Specializes in nursing ethics.

Sorry to hear this. They should sympathize but instead you get indifference and apathy. In my experience recently with moderate hearing loss, most people are not interested or care at all. People in business will not repeat themselves even when I tell them I didn't understand anything, because they spoke too fast, high pitch or mumbled. Shameful in a medical setting where communication is crucial. Masks are increasing the problem and no one cares. My veterinarian looks very annoyed when I tell him to repeat something, as if every word costs fifty cents. My advice is never take it personally--it is not your fault. Try repeating a few words of what they said and hope that they finish the sentences. "So you are saying the patients temp. is high." Rephrase your question or their answer, say you are not hearing and it is not their fault--even though it might be. Or ask a staff what the doctor said.

Hearing loss is a handicap and should be treated as such. Doctors of all people should know this!
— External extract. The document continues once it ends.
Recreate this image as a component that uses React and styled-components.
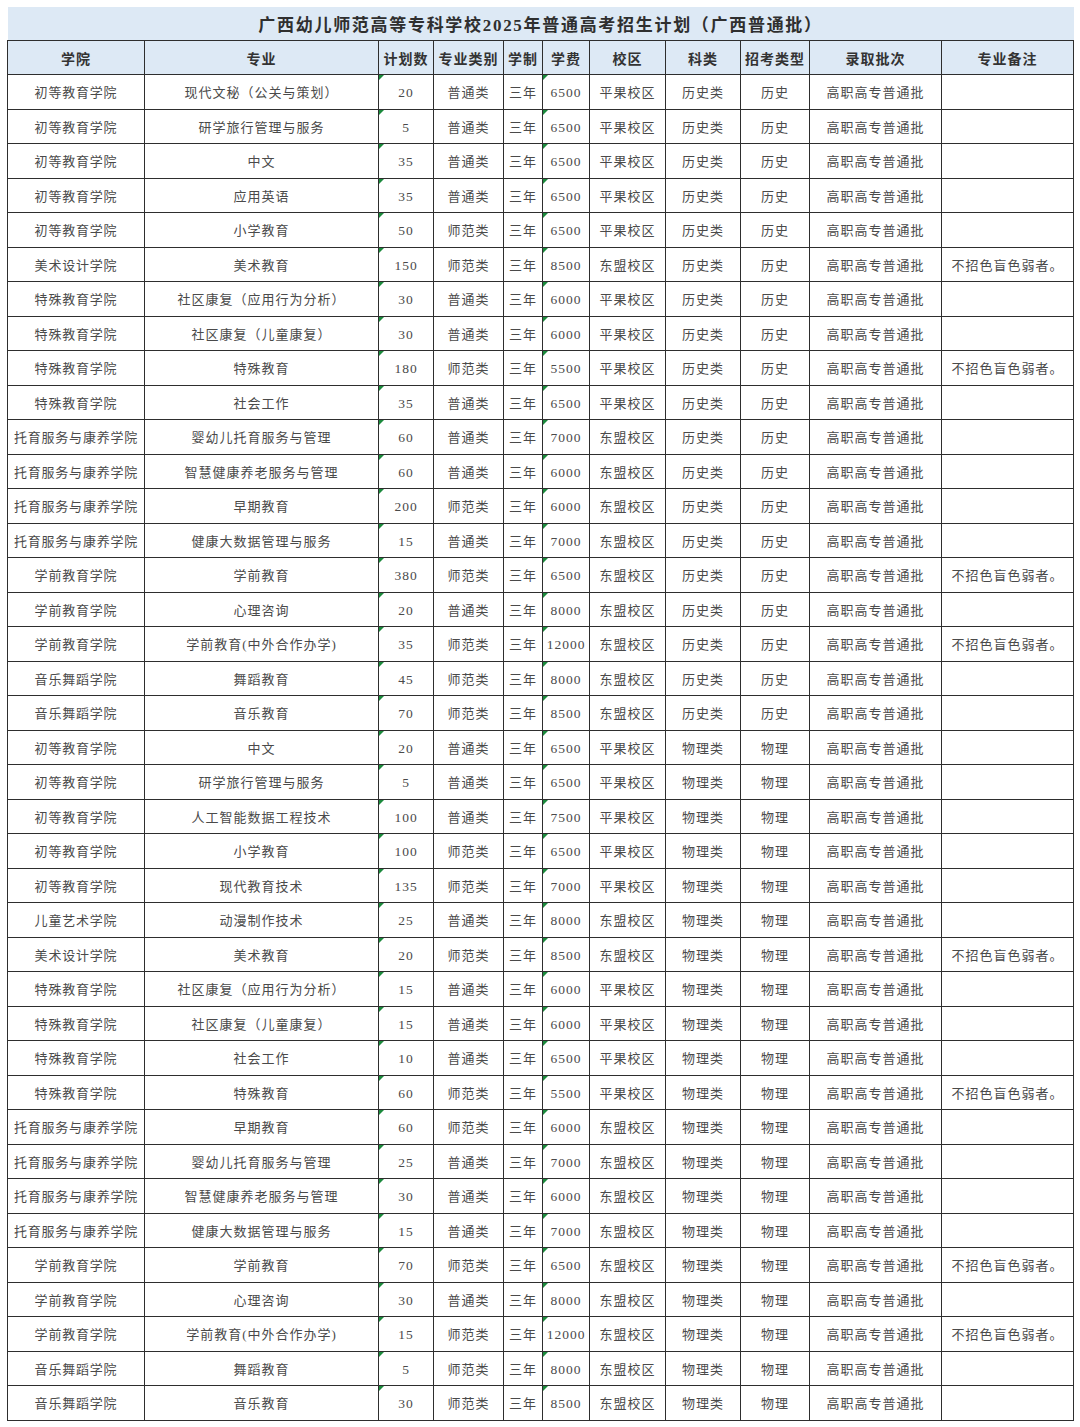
import React from "react";
import styled, { createGlobalStyle } from "styled-components";

const GlobalStyle = createGlobalStyle`
  body {
    margin: 0;
    padding: 7px 7px 0 7px;
    background: #fff;
    font-family: "Liberation Serif", "Noto Sans CJK SC", serif;
  }
`;

const columns = [
  { key: "college", label: "学院", width: 137 },
  { key: "major", label: "专业", width: 234 },
  { key: "plan", label: "计划数", width: 55, marked: true },
  { key: "kind", label: "专业类别", width: 70 },
  { key: "years", label: "学制", width: 39 },
  { key: "fee", label: "学费", width: 47, marked: true },
  { key: "campus", label: "校区", width: 76 },
  { key: "subject", label: "科类", width: 75 },
  { key: "exam", label: "招考类型", width: 69 },
  { key: "batch", label: "录取批次", width: 132 },
  { key: "note", label: "专业备注", width: 132 },
];

const NOTE = "不招色盲色弱者。";

// college, major, plan, kind, fee, campus, note
const raw = [
  ["初等教育学院", "现代文秘（公关与策划）", "20", "普通类", "6500", "平果校区"],
  ["初等教育学院", "研学旅行管理与服务", "5", "普通类", "6500", "平果校区"],
  ["初等教育学院", "中文", "35", "普通类", "6500", "平果校区"],
  ["初等教育学院", "应用英语", "35", "普通类", "6500", "平果校区"],
  ["初等教育学院", "小学教育", "50", "师范类", "6500", "平果校区"],
  ["美术设计学院", "美术教育", "150", "师范类", "8500", "东盟校区", NOTE],
  ["特殊教育学院", "社区康复（应用行为分析）", "30", "普通类", "6000", "平果校区"],
  ["特殊教育学院", "社区康复（儿童康复）", "30", "普通类", "6000", "平果校区"],
  ["特殊教育学院", "特殊教育", "180", "师范类", "5500", "平果校区", NOTE],
  ["特殊教育学院", "社会工作", "35", "普通类", "6500", "平果校区"],
  ["托育服务与康养学院", "婴幼儿托育服务与管理", "60", "普通类", "7000", "东盟校区"],
  ["托育服务与康养学院", "智慧健康养老服务与管理", "60", "普通类", "6000", "东盟校区"],
  ["托育服务与康养学院", "早期教育", "200", "师范类", "6000", "东盟校区"],
  ["托育服务与康养学院", "健康大数据管理与服务", "15", "普通类", "7000", "东盟校区"],
  ["学前教育学院", "学前教育", "380", "师范类", "6500", "东盟校区", NOTE],
  ["学前教育学院", "心理咨询", "20", "普通类", "8000", "东盟校区"],
  ["学前教育学院", "学前教育(中外合作办学)", "35", "师范类", "12000", "东盟校区", NOTE],
  ["音乐舞蹈学院", "舞蹈教育", "45", "师范类", "8000", "东盟校区"],
  ["音乐舞蹈学院", "音乐教育", "70", "师范类", "8500", "东盟校区"],
];

const rawPhysics = [
  ["初等教育学院", "中文", "20", "普通类", "6500", "平果校区"],
  ["初等教育学院", "研学旅行管理与服务", "5", "普通类", "6500", "平果校区"],
  ["初等教育学院", "人工智能数据工程技术", "100", "普通类", "7500", "平果校区"],
  ["初等教育学院", "小学教育", "100", "师范类", "6500", "平果校区"],
  ["初等教育学院", "现代教育技术", "135", "师范类", "7000", "平果校区"],
  ["儿童艺术学院", "动漫制作技术", "25", "普通类", "8000", "东盟校区"],
  ["美术设计学院", "美术教育", "20", "师范类", "8500", "东盟校区", NOTE],
  ["特殊教育学院", "社区康复（应用行为分析）", "15", "普通类", "6000", "平果校区"],
  ["特殊教育学院", "社区康复（儿童康复）", "15", "普通类", "6000", "平果校区"],
  ["特殊教育学院", "社会工作", "10", "普通类", "6500", "平果校区"],
  ["特殊教育学院", "特殊教育", "60", "师范类", "5500", "平果校区", NOTE],
  ["托育服务与康养学院", "早期教育", "60", "师范类", "6000", "东盟校区"],
  ["托育服务与康养学院", "婴幼儿托育服务与管理", "25", "普通类", "7000", "东盟校区"],
  ["托育服务与康养学院", "智慧健康养老服务与管理", "30", "普通类", "6000", "东盟校区"],
  ["托育服务与康养学院", "健康大数据管理与服务", "15", "普通类", "7000", "东盟校区"],
  ["学前教育学院", "学前教育", "70", "师范类", "6500", "东盟校区", NOTE],
  ["学前教育学院", "心理咨询", "30", "普通类", "8000", "东盟校区"],
  ["学前教育学院", "学前教育(中外合作办学)", "15", "师范类", "12000", "东盟校区", NOTE],
  ["音乐舞蹈学院", "舞蹈教育", "5", "师范类", "8000", "东盟校区"],
  ["音乐舞蹈学院", "音乐教育", "30", "师范类", "8500", "东盟校区"],
];

const toRow = (subject, exam) => ([college, major, plan, kind, fee, campus, note]) => ({
  college,
  major,
  plan,
  kind,
  years: "三年",
  fee,
  campus,
  subject,
  exam,
  batch: "高职高专普通批",
  note: note || "",
});

const rows = [
  ...raw.map(toRow("历史类", "历史")),
  ...rawPhysics.map(toRow("物理类", "物理")),
];

const App = () => {
  return (
    <>
      <GlobalStyle />
      <Sheet>
        <colgroup>
          {columns.map((c) => (
            <col key={c.key} style={{ width: c.width }} />
          ))}
        </colgroup>
        <thead>
          <tr>
            <TitleCell colSpan={columns.length}>
              广西幼儿师范高等专科学校2025年普通高考招生计划（广西普通批）
            </TitleCell>
          </tr>
          <tr>
            {columns.map((c) => (
              <HeadCell key={c.key}>{c.label}</HeadCell>
            ))}
          </tr>
        </thead>
        <tbody>
          {rows.map((r, i) => (
            <tr key={i}>
              {columns.map((c) => (
                <Cell key={c.key} $marked={c.marked} $tight={c.key === "college"}>
                  {r[c.key]}
                </Cell>
              ))}
            </tr>
          ))}
        </tbody>
      </Sheet>
    </>
  );
};

const Sheet = styled.table`
  width: 1066px;
  table-layout: fixed;
  border-collapse: collapse;
  border-bottom: 1px solid #2e2e2e;
`;

const TitleCell = styled.th`
  height: 33px;
  padding: 0;
  background: #dde9f5;
  color: #2f2f2f;
  font-size: 17px;
  font-weight: 700;
  letter-spacing: 1.7px;
  text-align: center;
  border-bottom: 1px solid #2e2e2e;
`;

const HeadCell = styled.th`
  height: 33px;
  padding: 0;
  background: #dde9f5;
  border: 1px solid #2e2e2e;
  color: #333;
  font-size: 14px;
  font-weight: 700;
  letter-spacing: 1px;
  text-align: center;
  white-space: nowrap;
`;

/* numeric cells carry the green "number stored as text" marker */
const Cell = styled.td`
  position: relative;
  height: ${({ $marked }) => ($marked ? "30.5px" : "33.5px")};
  padding: ${({ $marked }) => ($marked ? "3px 0 0" : "0")};
  border: 1px solid #2e2e2e;
  color: #4a4a4a;
  font-size: ${({ $marked }) => ($marked ? "13.5px" : "13px")};
  letter-spacing: ${({ $tight }) => ($tight ? "0.8px" : "1px")};
  text-align: center;
  white-space: nowrap;
  overflow: hidden;

  &::before {
    content: "";
    display: ${({ $marked }) => ($marked ? "block" : "none")};
    position: absolute;
    top: 0;
    left: 0;
    width: 0;
    height: 0;
    border-top: 5px solid #1b8a3c;
    border-right: 5px solid transparent;
  }
`;

export default App;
It is not like you are just refusing to hear them. They need to accommodate your handicap.

Specializes in Private Duty Pediatrics.

I almost always hear the vowels; it's the consonants that are so hard to decipher (high tones).When what they say doesn't make sense I repeat back what I heard. ("What I heard you say was . . . ") That way, they know exactly what it was that I missed.

I also will sometimes ask them to rephrase it.

Specializes in ER, Pre-Op, PACU.
On 5/21/2020 at 10:41 AM, heather7781 said:

I am a nurse with moderate hearing loss. I use aids and they help but I find that I lip read a lot. Since covid and masking of everyone for entire shift I am constantly struggling. Being a nurse with hearing loss is hard as it is but this is crazy. A lot of my coworkers are very understanding and try to speak clearly or pull the mask down for a second when possible. But honestly the biggest issue is with the surgeons and anesthesiologists. Many of them are cool about it but many are jerks. If I need them to repeat themselves they don’t bother to hide their irritation. And don’t worry about speaking clearer or louder then the soft mumble they said it in the first time. I honestly have left work close to tears about it. Heck I’m close to tears writing this. These kinds of people really make me feel stupid. As if my stupidity is the reason they think I didn’t understand something. I was written up for the first time ever recently (another post explains) and although I can’t prove it I feel like some of the things in that write up, if it’s true at all, have to do with the providers that treat me this way. I really don’t know if there is anyway to improve this situation for myself. Does anyone else experience this?

I have some hearing loss too and have been struggling with the masking but also struggling with hearing on the phones. I get frustrated with constantly asking people to repeat things because they get irritated and treat me as if I am slow or stupid. I just can’t hear them. It is ironic that staff doesn’t have more patience when they work in healthcare. I wish I had answers for you but I don’t.